As National Apprenticeship Week draws to a close, are food manufacturers making the most out of their apprenticeship schemes?

It’s common knowledge that unemployment is at a record low, making those between jobs harder to source. At the same time, according to the UK Commission for Employment and Skills, food and drink manufacturing needs 140,000 recruits by 2024 as older workers retire and other trades lure younger recruits.

Set against this background, there’s clearly a huge necessity to offer would-be staff the best-recognised and highest-quality training available – and to nurture and fast-track employees with management potential. That’s why apprenticeships, which serve both needs, are so vital to the industry’s future.

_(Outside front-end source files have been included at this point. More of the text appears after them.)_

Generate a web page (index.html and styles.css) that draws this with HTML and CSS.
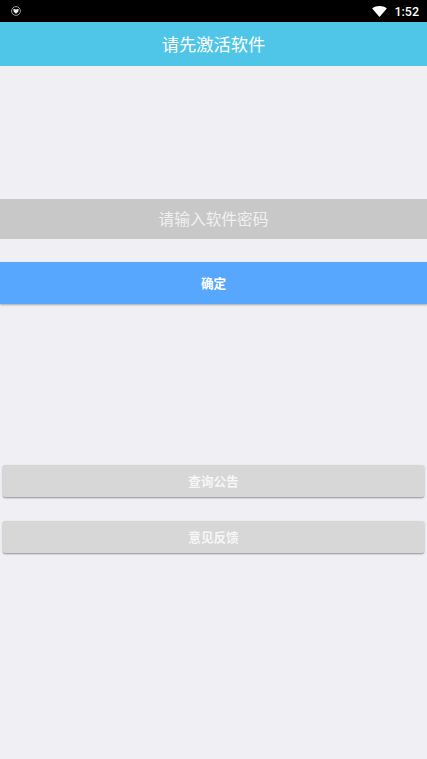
FILE: index.html
```html
<!DOCTYPE html>
<html lang="zh-CN">
<head>
  <meta charset="UTF-8" />
  <title>请先激活软件</title>
  <link rel="stylesheet" href="styles.css">
</head>
<body>
  <div class="status-bar">
    <svg class="shield" width="10" height="10" viewBox="0 0 10 10">
      <circle cx="5" cy="5" r="4.4" fill="none" stroke="#999" stroke-width="1"/>
      <path d="M2.4 2.8 L5 3.4 L7.6 2.8 L7.4 5.6 L5 7.8 L2.6 5.6 Z" fill="#eee"/>
    </svg>
    <div class="status-right">
      <svg class="wifi" width="15" height="11" viewBox="0 0 16 12">
        <path d="M0 2.6 C4.5 -0.8 11.5 -0.8 16 2.6 L8 12 Z" fill="#fff"/>
      </svg>
      <span class="clock">1:52</span>
    </div>
  </div>
  <div class="app-bar">请先激活软件</div>
  <div class="content">
    <div class="password">请输入软件密码</div>
    <button class="confirm">确定</button>
    <button class="grey-btn notice">查询公告</button>
    <button class="grey-btn feedback">意见反馈</button>
  </div>
</body>
</html>
```
FILE: styles.css
```css
body {
  margin: 0;
  height: 759px;
  overflow: hidden;
  background: #efeff4;
  font-family: "Liberation Sans", "Noto Sans CJK SC", sans-serif;
  color: #fff;
}
button {
  display: block;
  border: none;
  color: #fff;
  font-family: inherit;
  font-weight: bold;
  font-size: 12.6px;
  padding: 0 0 2px;
}
.status-bar {
  height: 22px;
  background: #000;
  display: flex;
  align-items: center;
  justify-content: space-between;
  padding: 0 8px 0 11px;
}
.status-right {
  display: flex;
  align-items: center;
  gap: 7px;
}
.clock {
  font-family: Roboto, sans-serif;
  font-size: 12.5px;
  font-weight: 500;
}
.app-bar {
  height: 44px;
  background: #4fc5e8;
  display: flex;
  align-items: center;
  justify-content: center;
  font-size: 17.3px;
  padding-bottom: 1px;
  box-sizing: border-box;
}
.content {
  display: flex;
  flex-direction: column;
}
.password {
  margin-top: 133px;
  height: 40px;
  box-sizing: border-box;
  padding-bottom: 1px;
  background: #c8c8c8;
  display: flex;
  align-items: center;
  justify-content: center;
  font-size: 15.7px;
  color: #f0f0f0;
}
.confirm {
  margin-top: 23px;
  height: 42px;
  width: 100%;
  background: #58a7ff;
  box-shadow: 0 1px 2px rgba(0, 0, 0, 0.3);
}
.grey-btn {
  margin: 0 3px;
  height: 32px;
  background: #d7d7d7;
  border-radius: 2px;
  box-shadow: 0 1px 2px rgba(0, 0, 0, 0.4);
  color: #f6f6f6;
}
.notice {
  margin-top: 161px;
}
.feedback {
  margin-top: 24px;
}
```
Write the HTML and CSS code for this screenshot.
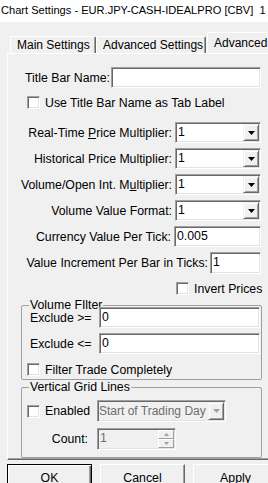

Benefits for smaller firms

Many larger food businesses have well-established apprenticeship programmes, as can be seen from our regular Apprenticeships page. Still, they offer as much benefit to smaller firms.

Nor should common misconceptions deter employers from offering apprenticeship places. Of course, they require investment in terms of time and cash, but that should be the case with any new recruit and, at present, it seems companies are only tapping into a small fraction of potentially billions of pounds of funding available to them.

Relevant training

In addition, the more the sector gets involved in shaping the content of apprenticeship training, the more practical and relevant the training becomes. Even as I write, a degree-level packaging industry qualification for apprentices has been announced.

Meanwhile, Sheffield Hallam University’s National Centre of Excellence for Food Engineering – as the approved provider – has begun recruiting the first intake for the Advanced Food and Drink Engineer Degree Apprenticeship, which starts this September.